With Deep Impact’s daughter Glint Of Hope aiming for a second Group One win in Saturday’s Queensland Oaks, Bren O’Brien takes a look at the late, great Japanese champion’s impact in Australia.

The legend of Deep Impact, the superstar Japanese racehorse turned champion stallion and breed shaper, has arguably become greater since his death three years ago, particularly as his influence has grown globally.

His daughter Glint Of Hope, one of the leading chances in Saturday’s Queensland Oaks, recently became his fifth individual Group One winner in Australia, a remarkable achievement given he has had fewer than 50 runners in the country.

In Japan he is a national treasure, much missed since his death in 2019. On the track, he won eight Group One races, including the Japanese Triple Crown and the Japan Cup and then doubled down on that with a stunning post-race career at Shadai Stallion Station.   

He has produced 187 stakes winners from 1694 foals to race, with his progeny earning just short of AU$1 billion.
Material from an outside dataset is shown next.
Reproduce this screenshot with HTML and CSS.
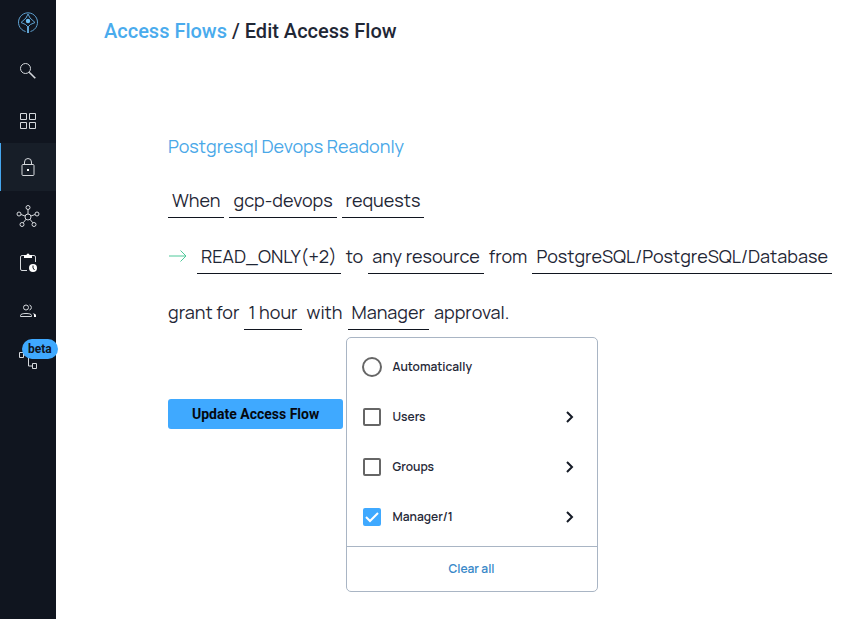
FILE: index.html
```html
<!DOCTYPE html>
<html lang="en">
<head>
<meta charset="utf-8">
<meta name="viewport" content="width=device-width, initial-scale=1">
<title>Edit Access Flow</title>
<link rel="stylesheet" href="styles.css">
</head>
<body>
<nav class="sidebar" aria-label="Main">
    <a class="logo" href="#" aria-label="Home">
        <svg width="22" height="22" viewBox="0 0 22 22" fill="none" stroke="#5fa3d3">
            <path d="M8.5 19.5A9.5 9.5 0 1 1 13.5 19.5"/>
            <path d="M11 2L13 6L18 10.5L13.5 12.5L11 15L8.5 12.5L4 10.5L9 6Z"/>
            <path d="M10.5 14V21M11.500 14V21"/>
            <circle cx="11" cy="9" r="2.2" fill="#6ec0f5" stroke="none"/>
        </svg>
    </a>
    <a class="item" href="#" aria-label="Search">
        <svg width="24" height="24" viewBox="0 0 24 24">
            <circle cx="9.5" cy="9.5" r="5"/>
            <path d="M13.2 13.2L19.3 19.3" stroke-width="1.6"/>
        </svg>
    </a>
    <a class="item" href="#" aria-label="Dashboard">
        <svg width="24" height="24" viewBox="0 0 24 24">
            <path d="M4.5 6.5h6v6h-6z M13.5 6.5h6v6h-6z M4.5 15.5h6v6h-6z M13.5 15.5h6v6h-6z"/>
        </svg>
    </a>
    <a class="item active" href="#" aria-label="Access flows">
        <svg width="24" height="24" viewBox="0 0 24 24">
            <rect x="6" y="9.5" width="12" height="11" rx="1"/>
            <path d="M8.5 9.5V7a3.5 3.5 0 0 1 7 0V9.5"/>
            <rect class="solid" x="11" y="14" width="2" height="2"/>
        </svg>
    </a>
    <a class="item" href="#" aria-label="Integrations">
        <svg width="24" height="24" viewBox="0 0 24 24">
            <circle cx="12" cy="14" r="3"/>
            <circle cx="12" cy="4.5" r="2"/>
            <circle cx="3" cy="11" r="2"/>
            <circle cx="21" cy="11" r="2"/>
            <circle cx="6" cy="21.5" r="2"/>
            <circle cx="18" cy="21.5" r="2"/>
            <path d="M12 6.5V11M5 11.5L9 13M19 11.5L15 13M7.2 19.8L10 16.3M16.8 19.8L14 16.3"/>
        </svg>
    </a>
    <a class="item" href="#" aria-label="Activity">
        <svg width="24" height="24" viewBox="0 0 24 24">
            <path d="M11 19.5H6A1.5 1.5 0 0 1 4.5 18V6A1.5 1.5 0 0 1 6 4.5H18A1.5 1.5 0 0 1 19.5 6V11"/>
            <path class="solid" d="M8 4H10.5A1.5 1.5 0 0 1 13.5 4H16V7H8Z"/>
            <circle class="solid" cx="17" cy="17" r="4"/>
            <path d="M17 14.5V17L18.5 19" stroke="#10151f"/>
        </svg>
    </a>
    <a class="item" href="#" aria-label="Users">
        <svg width="24" height="24" viewBox="0 0 24 24">
            <circle cx="10" cy="8.5" r="2.5"/>
            <path d="M13.5 6A2.6 2.6 0 0 1 13.5 11"/>
            <path d="M4.5 17.5V16.5C4.5 15 7 14.5 10 14.5S15.5 15 15.5 16.5V17.5Z"/>
            <path class="solid" d="M16.5 14C18.5 14.5 20 15 20 16.5V18H18V16.5C18 15.3 17.5 14.8 16.5 14Z"/>
        </svg>
    </a>
    <a class="item" href="#" aria-label="Workflows (beta)">
        <svg width="24" height="24" viewBox="0 0 24 24">
            <path d="M3.5 5.5h4v5h-4z M16.5 16.5h4v5h-4z M8 8H12.5V19H16.5 M12.5 9.5H20.5V5"/>
        </svg>
        <span class="badge">beta</span>
    </a>
</nav>

<main class="page">
    <h1 class="breadcrumb"><a href="#">Access Flows</a> / Edit Access Flow</h1>

    <form class="flow">
        <h2 class="flow-name">Postgresql Devops Readonly</h2>
        <div class="line">
            <button type="button" class="field">When</button>
            <button type="button" class="field">gcp-devops</button>
            <button type="button" class="field">requests</button>
        </div>
        <div class="line">
            <svg class="arrow" width="24" height="16" viewBox="0 0 24 16" fill="none" stroke="#4fc99a">
                <path d="M1 8H18M12.5 2.5L18 8L12.5 13.5"/>
            </svg>
            <button type="button" class="field">READ_ONLY(+2)</button>
            <span>to</span>
            <button type="button" class="field">any resource</button>
            <span>from</span>
            <button type="button" class="field">PostgreSQL/PostgreSQL/Database</button>
        </div>
        <div class="line">
            <span>grant for</span>
            <button type="button" class="field">1 hour</button>
            <span>with</span>
            <div class="approver">
                <button type="button" class="field" aria-expanded="true">Manager</button>
                <div class="menu">
                    <ul class="options">
                        <li>
                            <input type="radio" id="auto" name="auto">
                            <label for="auto">Automatically</label>
                        </li>
                        <li>
                            <input type="checkbox" id="users">
                            <label for="users">Users</label>
                            <button type="button" class="more" aria-label="Show users">
                                <svg width="10" height="14" viewBox="0 0 10 14"><path d="M2 2L7 7L2 12"/></svg>
                            </button>
                        </li>
                        <li>
                            <input type="checkbox" id="groups">
                            <label for="groups">Groups</label>
                            <button type="button" class="more" aria-label="Show groups">
                                <svg width="10" height="14" viewBox="0 0 10 14"><path d="M2 2L7 7L2 12"/></svg>
                            </button>
                        </li>
                        <li>
                            <span class="tick">
                                <input type="checkbox" id="manager" checked>
                                <svg width="18" height="18" viewBox="0 0 18 18"><path d="M3 9L7 13L15 5"/></svg>
                            </span>
                            <label for="manager">Manager/1</label>
                            <button type="button" class="more" aria-label="Show managers">
                                <svg width="10" height="14" viewBox="0 0 10 14"><path d="M2 2L7 7L2 12"/></svg>
                            </button>
                        </li>
                    </ul>
                    <button type="button" class="clear">Clear all</button>
                </div>
            </div>
            <span>approval.</span>
        </div>
        <button type="submit" class="submit">Update Access Flow</button>
    </form>
</main>
</body>
</html>
```
FILE: styles.css
```css
* {box-sizing:border-box;}
body {margin:0;display:flex;min-height:100vh;background:#fff;color:#1f2736;font-family:Manrope,Inter,"Noto Sans",sans-serif;}
button {font:inherit;color:inherit;background:none;border:0;padding:0;cursor:pointer;}

.sidebar {flex:none;width:56px;background:#10151f;}
.sidebar a {display:flex;align-items:center;justify-content:center;}
.logo {height:47px;padding-bottom:2px;}
.item {position:relative;height:48px;}
.item svg {fill:none;stroke:#d5d8dc;}
.item .solid {fill:#fff;stroke:none;}
.item.active {background:#171e28;box-shadow:inset 1px 0 #45a6ee;}
.badge {position:absolute;left:22px;top:4px;padding:0 6px;border-radius:10px;background:#3fa9ff;color:#10151f;font:700 12px/20px Roboto,sans-serif;}

.page {flex:1;min-width:0;padding:16px 32px 32px 48px;}
.breadcrumb {margin:0;font:500 20px/30px Roboto,sans-serif;}
.breadcrumb a {color:#4aabed;text-decoration:none;}

.flow {padding:86px 0 0 64px;font-size:18px;font-weight:400;line-height:32px;}
.flow-name {margin:0 0 24px;font-size:18px;font-weight:400;line-height:28px;color:#4aa8e8;}
.line {display:flex;align-items:flex-start;gap:5px;height:34px;margin-bottom:22px;white-space:nowrap;}
.arrow {flex:none;margin-top:8px;}
.field {height:34px;padding:0 4px 1px;border-bottom:1px solid #10151f;}
.submit {display:block;margin-top:69px;padding:0 24px;border-radius:3px;background:#3fa9ff;color:#05080f;font:700 14px/30px Roboto,sans-serif;}

.approver {position:relative;}
.menu {position:absolute;left:-2px;top:41px;width:252px;border:1px solid #a9b5c4;border-radius:5px;background:#fff;font-size:12px;font-weight:600;line-height:20px;}
.options {margin:0;padding:4px 16px;list-style:none;}
.options li {display:flex;align-items:center;height:50px;}
.options label {flex:1;margin-left:12px;}
.options input {flex:none;appearance:none;width:18px;height:18px;margin:0;border:2px solid #666;border-radius:2px;background:#fff;}
.options input[type=radio] {width:20px;height:20px;margin:0 -1px;border-radius:50%;}
.options input:checked {border-color:#3fa9ff;background:#3fa9ff;}
.tick {position:relative;display:flex;}
.tick svg {position:absolute;left:0;top:0;fill:none;stroke:#fff;stroke-width:2;pointer-events:none;}
.more {display:flex;padding:6px;}
.more svg {fill:none;stroke:#151b26;stroke-width:2;}
.clear {width:100%;height:45px;border-top:1px solid #a9b5c4;color:#3787c8;}
```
Included among that collection is his remarkable record in the Tokyo Yushun, the Japanese Derby, a race he won himself in 2005 and which has seen seven of his sons victorious since. He has been Champion Sire of Japan for ten consecutive years and leads in the race to make it 11.
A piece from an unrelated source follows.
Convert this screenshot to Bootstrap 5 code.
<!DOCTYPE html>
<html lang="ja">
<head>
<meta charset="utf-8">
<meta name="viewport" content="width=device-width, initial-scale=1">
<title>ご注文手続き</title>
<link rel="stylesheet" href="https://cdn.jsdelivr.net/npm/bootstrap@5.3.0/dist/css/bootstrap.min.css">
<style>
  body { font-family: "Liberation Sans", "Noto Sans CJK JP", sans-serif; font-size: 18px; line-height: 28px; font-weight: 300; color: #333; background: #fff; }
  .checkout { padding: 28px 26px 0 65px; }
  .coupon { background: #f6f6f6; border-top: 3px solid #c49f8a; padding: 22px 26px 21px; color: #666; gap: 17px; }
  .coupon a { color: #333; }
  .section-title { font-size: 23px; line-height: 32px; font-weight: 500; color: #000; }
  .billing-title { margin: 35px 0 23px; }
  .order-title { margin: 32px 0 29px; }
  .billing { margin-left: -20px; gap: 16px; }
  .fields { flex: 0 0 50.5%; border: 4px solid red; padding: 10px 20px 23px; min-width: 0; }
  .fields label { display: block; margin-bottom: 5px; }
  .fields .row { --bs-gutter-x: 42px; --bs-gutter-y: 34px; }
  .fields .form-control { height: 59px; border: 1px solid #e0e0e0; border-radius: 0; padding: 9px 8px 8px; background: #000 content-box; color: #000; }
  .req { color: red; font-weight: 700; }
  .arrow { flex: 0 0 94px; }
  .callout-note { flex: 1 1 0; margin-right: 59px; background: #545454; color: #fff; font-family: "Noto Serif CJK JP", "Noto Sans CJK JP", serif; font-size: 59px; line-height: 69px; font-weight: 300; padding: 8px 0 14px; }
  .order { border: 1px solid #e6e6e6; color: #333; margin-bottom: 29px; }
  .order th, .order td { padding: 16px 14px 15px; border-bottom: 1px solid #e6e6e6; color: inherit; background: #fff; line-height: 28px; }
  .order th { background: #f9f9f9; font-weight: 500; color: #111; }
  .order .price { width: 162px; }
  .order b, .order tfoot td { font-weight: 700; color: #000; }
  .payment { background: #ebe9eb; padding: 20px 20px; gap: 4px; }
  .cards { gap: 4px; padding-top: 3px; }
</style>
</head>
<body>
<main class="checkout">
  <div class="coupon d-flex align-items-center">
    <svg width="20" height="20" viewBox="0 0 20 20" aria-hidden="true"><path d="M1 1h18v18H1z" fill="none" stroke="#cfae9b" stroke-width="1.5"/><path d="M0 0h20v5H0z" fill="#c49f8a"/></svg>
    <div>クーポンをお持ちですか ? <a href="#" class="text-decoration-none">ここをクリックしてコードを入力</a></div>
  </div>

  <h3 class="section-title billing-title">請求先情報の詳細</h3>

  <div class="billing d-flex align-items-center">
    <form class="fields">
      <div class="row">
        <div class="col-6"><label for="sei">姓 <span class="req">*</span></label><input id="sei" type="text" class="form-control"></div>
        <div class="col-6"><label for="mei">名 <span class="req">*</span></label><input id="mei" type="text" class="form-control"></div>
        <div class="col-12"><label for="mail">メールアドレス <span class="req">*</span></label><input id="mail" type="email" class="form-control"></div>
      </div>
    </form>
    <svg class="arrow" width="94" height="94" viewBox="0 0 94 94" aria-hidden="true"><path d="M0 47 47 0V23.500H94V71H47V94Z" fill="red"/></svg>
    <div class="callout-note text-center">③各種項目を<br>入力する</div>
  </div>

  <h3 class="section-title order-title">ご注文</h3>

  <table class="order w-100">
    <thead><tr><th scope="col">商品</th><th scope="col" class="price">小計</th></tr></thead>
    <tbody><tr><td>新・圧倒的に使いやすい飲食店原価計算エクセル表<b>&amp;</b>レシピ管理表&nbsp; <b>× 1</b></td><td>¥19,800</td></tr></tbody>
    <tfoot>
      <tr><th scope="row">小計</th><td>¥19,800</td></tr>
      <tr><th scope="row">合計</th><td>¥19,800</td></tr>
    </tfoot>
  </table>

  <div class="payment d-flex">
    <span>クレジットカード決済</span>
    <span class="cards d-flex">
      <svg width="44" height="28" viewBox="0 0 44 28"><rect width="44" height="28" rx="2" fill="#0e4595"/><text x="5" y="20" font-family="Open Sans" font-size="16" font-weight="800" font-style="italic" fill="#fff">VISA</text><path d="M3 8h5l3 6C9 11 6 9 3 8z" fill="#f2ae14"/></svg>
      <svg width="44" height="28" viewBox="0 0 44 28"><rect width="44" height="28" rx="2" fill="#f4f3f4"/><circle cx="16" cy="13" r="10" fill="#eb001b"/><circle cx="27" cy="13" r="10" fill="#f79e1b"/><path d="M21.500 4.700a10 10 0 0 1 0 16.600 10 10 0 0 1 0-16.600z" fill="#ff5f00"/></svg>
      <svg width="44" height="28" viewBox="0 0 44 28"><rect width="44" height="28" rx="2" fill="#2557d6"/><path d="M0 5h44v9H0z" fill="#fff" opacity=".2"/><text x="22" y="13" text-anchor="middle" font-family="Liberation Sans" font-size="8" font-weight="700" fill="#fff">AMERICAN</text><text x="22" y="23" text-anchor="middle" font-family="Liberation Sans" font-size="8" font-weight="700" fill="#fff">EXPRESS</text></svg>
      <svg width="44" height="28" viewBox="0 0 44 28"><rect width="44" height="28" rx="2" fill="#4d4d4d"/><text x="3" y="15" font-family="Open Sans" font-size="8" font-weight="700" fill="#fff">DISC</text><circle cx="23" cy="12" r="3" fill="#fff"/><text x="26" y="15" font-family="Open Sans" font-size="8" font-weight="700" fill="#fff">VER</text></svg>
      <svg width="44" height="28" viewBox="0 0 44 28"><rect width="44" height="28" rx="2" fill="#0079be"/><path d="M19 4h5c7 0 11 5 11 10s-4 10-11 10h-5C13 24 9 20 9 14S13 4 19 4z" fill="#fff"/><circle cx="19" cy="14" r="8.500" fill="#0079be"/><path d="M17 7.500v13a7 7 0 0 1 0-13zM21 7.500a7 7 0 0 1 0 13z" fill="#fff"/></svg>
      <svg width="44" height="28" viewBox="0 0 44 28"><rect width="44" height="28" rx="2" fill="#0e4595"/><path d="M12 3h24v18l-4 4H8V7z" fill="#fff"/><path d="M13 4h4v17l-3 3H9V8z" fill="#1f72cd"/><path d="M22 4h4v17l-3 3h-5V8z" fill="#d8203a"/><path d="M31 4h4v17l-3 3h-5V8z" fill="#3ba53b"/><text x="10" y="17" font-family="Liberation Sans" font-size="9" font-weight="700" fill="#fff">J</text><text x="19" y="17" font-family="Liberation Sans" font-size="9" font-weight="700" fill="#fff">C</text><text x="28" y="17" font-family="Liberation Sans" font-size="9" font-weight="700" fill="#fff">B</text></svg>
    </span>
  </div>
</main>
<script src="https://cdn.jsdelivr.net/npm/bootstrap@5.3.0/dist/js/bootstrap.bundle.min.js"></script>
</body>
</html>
Such an imposing record, both home and abroad, on the track and in the barn has created an aura around Deep Impact that conjures an image of a giant of a thoroughbred, leaving his stamp on everything.
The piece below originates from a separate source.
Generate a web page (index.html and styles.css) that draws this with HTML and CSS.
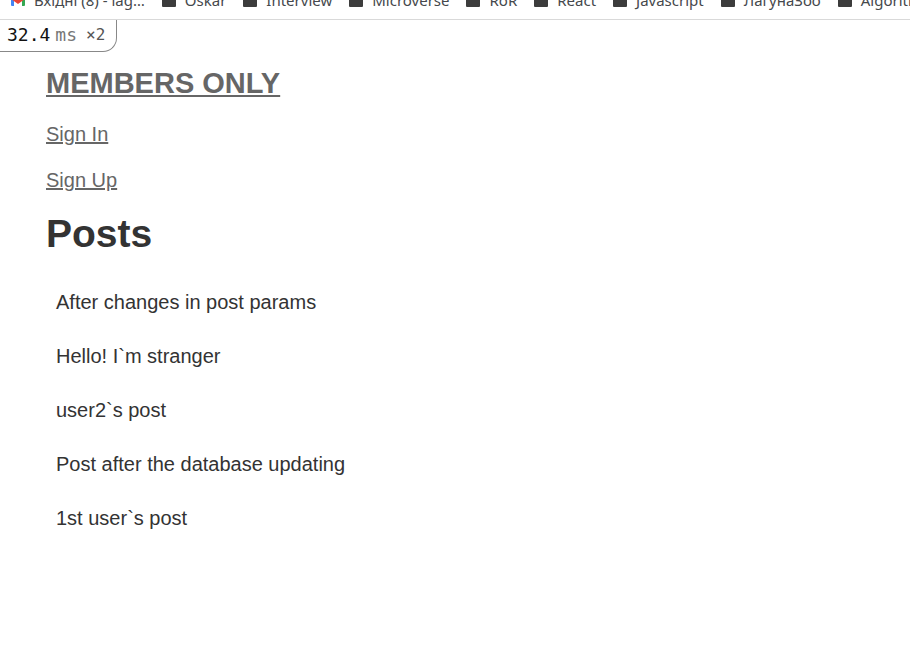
FILE: index.html
```html
<!DOCTYPE html>
<html lang="en">
<head>
<meta charset="utf-8">
<title>Members Only</title>
<link rel="stylesheet" href="styles.css">
</head>
<body>
<nav class="bookmarks" aria-label="Bookmarks">
  <a class="bookmark" href="#"><svg class="icon" viewBox="0 0 14 14" aria-hidden="true"><path fill="#4285f4" d="M0 4h3v9H1a1 1 0 0 1-1-1z"/><path fill="#34a853" d="M11 4h3v8a1 1 0 0 1-1 1h-2z"/><path fill="#ea4335" d="M0 2l7 5 7-5v4l-7 5-7-5z"/></svg><span lang="uk">Вхідні (8) - lag…</span></a>
  <a class="bookmark" href="#"><span class="icon folder"></span>Oskar</a>
  <a class="bookmark" href="#"><span class="icon folder"></span>Interview</a>
  <a class="bookmark" href="#"><span class="icon folder"></span>Microverse</a>
  <a class="bookmark" href="#"><span class="icon folder"></span>RoR</a>
  <a class="bookmark" href="#"><span class="icon folder"></span>React</a>
  <a class="bookmark" href="#"><span class="icon folder"></span>Javascript</a>
  <a class="bookmark" href="#"><span class="icon folder"></span><span lang="uk">ЛагунаЗоо</span></a>
  <a class="bookmark" href="#"><span class="icon folder"></span>Algorithms</a>
</nav>
<div class="page">
  <div class="profiler"><span class="time">32.4</span><span class="unit">ms</span><span class="count">×2</span></div>
  <header class="site-header">
    <h2 class="brand"><a href="#">MEMBERS ONLY</a></h2>
    <p class="auth"><a href="#">Sign In</a></p>
    <p class="auth"><a href="#">Sign Up</a></p>
  </header>
  <main>
    <h1 class="title">Posts</h1>
    <ul class="posts">
      <li>After changes in post params</li>
      <li>Hello! I`m stranger</li>
      <li>user2`s post</li>
      <li>Post after the database updating</li>
      <li>1st user`s post</li>
    </ul>
  </main>
</div>
</body>
</html>
```
FILE: styles.css
```css
* {
  box-sizing: border-box;
}

body {
  margin: 0;
  background: #fff;
  color: #333;
  font: 20px/26px "Liberation Sans", Arial, sans-serif;
}

a {
  color: #666;
}

.bookmarks {
  display: flex;
  align-items: flex-start;
  gap: 17px;
  height: 20px;
  padding-left: 11px;
  overflow: hidden;
  border-bottom: 1px solid #d9d9d9;
}

.bookmark {
  display: flex;
  flex: none;
  align-items: center;
  gap: 9px;
  height: 20px;
  margin-top: -10px;
  color: #45484c;
  font: 15px/20px "Noto Sans", "Open Sans", sans-serif;
  text-decoration: none;
  white-space: nowrap;
}

.icon {
  width: 14px;
  height: 14px;
}

.folder {
  height: 14px;
  border-radius: 1px;
  background: #3c3c3c;
}

.page {
  position: relative;
  padding: 45px 46px;
}

.profiler {
  position: absolute;
  top: 0;
  left: 0;
  display: flex;
  align-items: center;
  height: 32px;
  padding: 0 11px 2px 7px;
  border: 1px solid #888;
  border-width: 0 1px 1px 0;
  border-bottom-right-radius: 14px;
  background: #fff;
  font: 18px/30px "DejaVu Sans Mono", monospace;
}

.time {
  color: #111;
}

.unit {
  margin-left: 5px;
  color: #777;
}

.count {
  margin-left: 9px;
  color: #555;
  font-size: 16px;
}

.brand {
  margin: 0 0 20px;
  font-size: 29px;
  line-height: 36px;
}

.auth {
  margin: 0 0 20px;
}

.title {
  margin: 0 0 20px;
  font-size: 39px;
  line-height: 42px;
}

.posts {
  margin: 0;
  padding: 0 10px;
  list-style: none;
}

.posts li {
  padding: 14px 0;
}
```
But like the 20th century’s most influential global stallion, Northern Dancer, Deep Impact’s physical size belied the myth that has grown up around him. He was 15.3 hh, which sits in contrast to a global era of largely big, powerful breed-shaping stallions.

Arrowfield Stud has been the pioneer when it comes to Japanese bloodlines in Australia and its long association with the Yoshida family, sparked by its desire to support Deep Impact’s own sire Sunday Silence, led to Arrowfield getting access to Deep Impact during his pomp.  

Over four seasons it bred 16 foals to him, sending champion mares such as Alinghi, Miss Finland, Alverta and Stay With Me. Also among them was Honesty Prevails, a Group Three winning daughter of Redoute’s Choice.

The result was Profondo, a colt that not only topped the Magic Millions Yearling Sale when he sold for $1.9 million, but became Deep Impact’s first Australian-bred Group 1 winner when he won the Spring Champion Stakes at just his third start last October.

For Arrowfield Stud’s bloodstock manager Jon Freyer, the success of the somewhat diminutive Deep Impact as a stallion globally speaks to the differing approaches of Japanese and Australian breeders.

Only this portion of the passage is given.